A população nunca teve informações claras das autoridades para se prevenir. Depois, o governo quer passar a responsabilidade para a população, dizendo que as pessoas continuam a fazer festa.


Bem, as pessoas dão festas porque essa é a mensagem que receberam, de que isso não é sério, que estamos no caminho certo, que já estamos achatando a curva e domando a pandemia. A população mexicana pode não ter feito as coisas tão bem quanto poderia, mas podemos realmente responsabilizar a população quando as mensagens que recebeu das autoridades foram tão erradas?


BBC News Mundo - Houve alguma reação ou resposta do governo após a publicação do livro?


Ximénez-Fyvie - Nenhuma.
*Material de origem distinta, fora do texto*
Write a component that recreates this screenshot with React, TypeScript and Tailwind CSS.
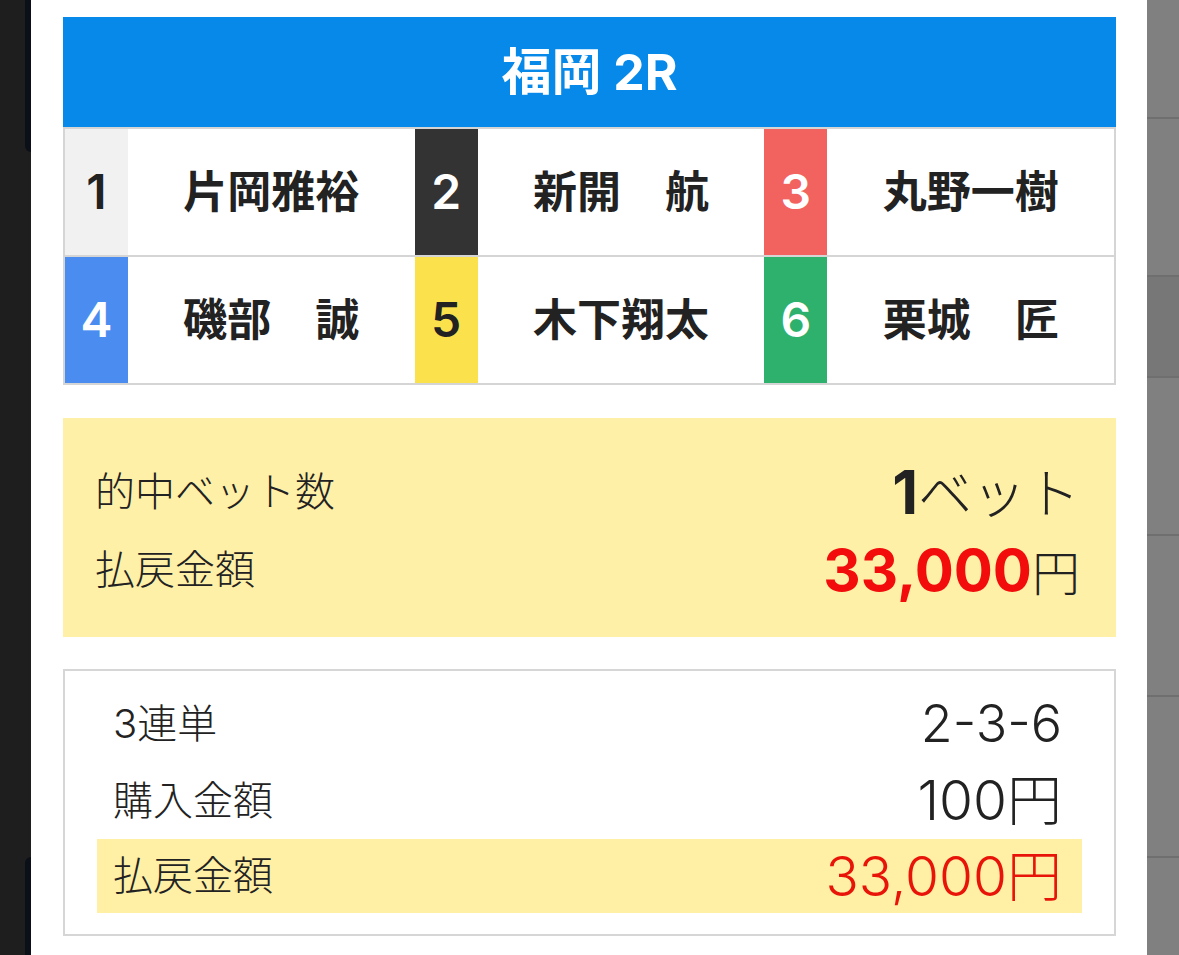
const racers = [
  { no: 1, name: '片岡雅裕', box: 'bg-[#f1f1f1] text-[#222222]' },
  { no: 2, name: '新開　航', box: 'bg-[#333333] text-white' },
  { no: 3, name: '丸野一樹', box: 'bg-[#f2625f] text-white' },
  { no: 4, name: '磯部　誠', box: 'bg-[#4b8cf0] text-white' },
  { no: 5, name: '木下翔太', box: 'bg-[#fbe14c] text-[#222222]' },
  { no: 6, name: '栗城　匠', box: 'bg-[#2db16c] text-white' },
];

const font = "font-['Inter','Noto_Sans_CJK_JP',sans-serif]";

function RacerCell({ no, name, box }: { no: number; name: string; box: string }) {
  return (
    <div className="flex h-[126px] bg-white">
      <div className={`w-[63px] flex items-center justify-center text-[48px] font-semibold ${box}`}>{no}</div>
      <div className="flex-1 flex items-center justify-center text-[44px] font-bold text-[#222222]">{name}</div>
    </div>
  );
}

function SideStripLeft() {
  return (
    <div className="w-[31px] shrink-0 bg-[#1e1e1e] flex flex-col justify-between">
      <div className="ml-[25px] h-[152px] bg-[#0b1018] rounded-bl-[14px]" />
      <div className="ml-[25px] h-[98px] bg-[#0b1018] rounded-tl-[14px]" />
    </div>
  );
}

function SideStripRight() {
  return (
    <div className="w-[32px] shrink-0 bg-[#808080] flex flex-col">
      <div className="h-[119px] border-b-2 border-[#6f6f6f]" />
      <div className="h-[158px] border-b-2 border-[#6f6f6f]" />
      <div className="h-[101px] bg-[#777777] border-b-2 border-[#6f6f6f]" />
      <div className="h-[158px] border-b-2 border-[#6f6f6f]" />
      <div className="h-[161px] border-b-2 border-[#6f6f6f]" />
      <div className="h-[161px] border-b-2 border-[#6f6f6f]" />
      <div className="flex-1" />
    </div>
  );
}

export default function App() {
  return (
    <div className={`flex h-[955px] w-[1179px] overflow-hidden ${font}`}>
      <SideStripLeft />
      <div className="flex-1 bg-white pt-[17px] pl-8 pr-[31px]">
        <div className="h-[110px] bg-[#0689e8] flex items-center justify-center text-white text-[50px] font-bold">
          福岡 2R
        </div>
        <div className="border-2 border-[#d5d5d5] bg-[#d5d5d5] grid grid-cols-3 gap-y-[2px]">
          {racers.map((r) => (
            <RacerCell key={r.no} {...r} />
          ))}
        </div>

        <div className="mt-[33px] h-[219px] bg-[#fff0a8] pl-8 pr-9 pt-[7px] flex flex-col justify-center text-[#222222]">
          <div className="h-[78px] flex items-center justify-between">
            <span className="text-[40px] font-light">的中ベット数</span>
            <span className="text-[54px] font-light">
              <span className="font-bold text-[60px]">1</span>ベット
            </span>
          </div>
          <div className="h-[78px] flex items-center justify-between">
            <span className="text-[40px] font-light">払戻金額</span>
            <span className="text-[48px] font-light">
              <span className="font-bold text-[58px] text-[#f20c0c]">33,000</span>円
            </span>
          </div>
        </div>

        <div className="mt-8 h-[267px] border-2 border-[#d6d6d6] pt-[14px] text-[#222222]">
          <div className="mx-8 h-[77px] pl-4 pr-5 flex items-center justify-between">
            <span className="text-[40px] font-light">3連単</span>
            <span className="text-[52px] font-light">2-3-6</span>
          </div>
          <div className="mx-8 h-[77px] pl-4 pr-5 flex items-center justify-between">
            <span className="text-[40px] font-light">購入金額</span>
            <span className="text-[55px] font-light">100円</span>
          </div>
          <div className="mx-8 h-[74px] pl-4 pr-5 bg-[#fff0a5] flex items-center justify-between">
            <span className="text-[40px] font-light">払戻金額</span>
            <span className="text-[55px] font-light text-[#e8140a]">33,000円</span>
          </div>
        </div>
      </div>
      <SideStripRight />
    </div>
  );
}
Procurei o governo da Cidade do México para ver se havia algo em que pudesse contribuir para os esforços contra a pandemia na capital, e a resposta que recebi é que eles não querem saber de mim.


Eles pensam que sou o inimigo, mas não sou. Não critiquei o governo, estou criticando a gestão da pandemia.


BBC News Mundo - Ainda há tempo para a mudança de estratégia contra a Covid-19 no México?


Ximénez-Fyvie - Claro, ainda existem centenas de milhares de vidas que podem ser salvas. Os Estados Unidos estão mostrando isso. O país que pior lidou com a pandemia no planeta agora está revertendo isso com um presidente que escuta os cientistas, que disponibiliza os recursos e a infraestrutura necessários. E seus números começam a melhorar.


Portanto, temos demonstrações de que isso pode ser feito. Vale a pena lutar por vidas.


BBC News Mundo - Considerando sua qualificação como "criminosa" da gestão mexicana, acha que alguma autoridade acabará sendo responsabilizada pelo que aconteceu nesta pandemia?


Ximénez-Fyvie - Alguém teria que ser responsabilizado. O que aconteceu no México com a pandemia é um verdadeiro crime. Mas, o que quer que façam, nada vai ressuscitar os mortos.